Monthly Archives: May 2015

Fifth Grade Summer Reading Recommendations

The Mysterious Benedict Society, by Trenton Lee Stewart
When this peculiar ad appears in the newspaper, dozens of children enroll to take a series of mysterious, mind-bending tests. (And you, dear reader, can test your wits right alongside them.) But in the end just four very special children will succeed. Their challenge: to go on a secret mission that only the most intelligent and resourceful children could complete. To accomplish it they will have to go undercover at the Learning Institute for the Very Enlightened, where the only rule is that there are no rules. (from publisher’s note)
The Night Gardener, by Jonathan Auxler
The Night Gardener follows two abandoned Irish siblings who travel to work as servants at a creepy, crumbling English manor house. But the house and its family are not quite what they seem. Soon the children are confronted by a mysterious spectre and an ancient curse that threatens their very lives. (from publisher’s note)
Hoot, by Carl Hiassen
The story takes place in Coconut Cove, Florida, where new arrival Roy makes a bad enemy, two oddball friends, and joins an effort to stop construction of a pancake house which would destroy a colony of burrowing owls who live on the site. (from publisher’s note)
The Nethergrim, by Matthew Jobin
Everyone in Moorvale believes the legend: The brave knight Tristan and the famed wizard Vithric, in an epic battle decades ago, had defeated the evil Nethergrim and his minions. To this day, songs are sung and festivals held in the heroes’ honor. Yet now something dark has crept over the village. First animals disappear, their only remains a pile of bones licked clean. Then something worse: children disappear. The whispers begin quietly yet soon turn into a shout: The Nethergrim has returned! (from publisher’s note)

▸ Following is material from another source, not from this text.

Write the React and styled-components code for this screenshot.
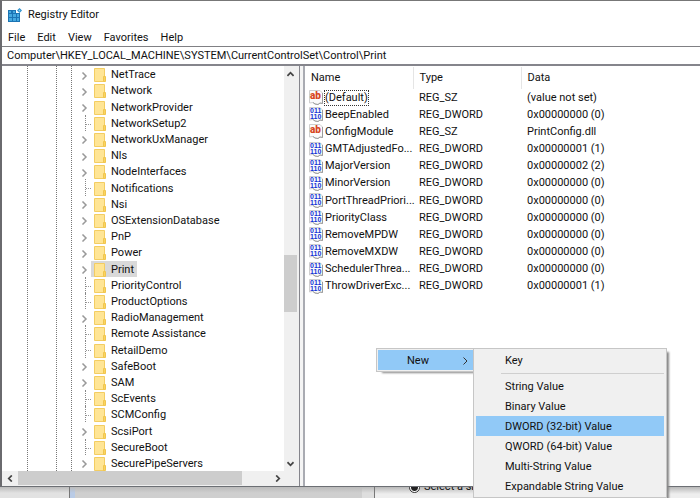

Brown Girl Dreaming, by Jacqueline Woodson

Click here for an e-book edition available through the AWS Library

Raised in South Carolina and New York, Woodson always felt halfway home in each place. In vivid poems, she shares what it was like to grow up as an African American in the 1960s and 1970s, living with the remnants of Jim Crow and her growing awareness of the Civil Rights movement. Touching and powerful, each poem is both accessible and emotionally charged, each line a glimpse into a child’s soul as she searches for her place in the world. Woodson’s eloquent poetry also reflects the joy of finding her voice through writing stories, despite the fact that she struggled with reading as a child. Her love of stories inspired her and stayed with her, creating the first sparks of the gifted writer she was to become. (from publisher’s note)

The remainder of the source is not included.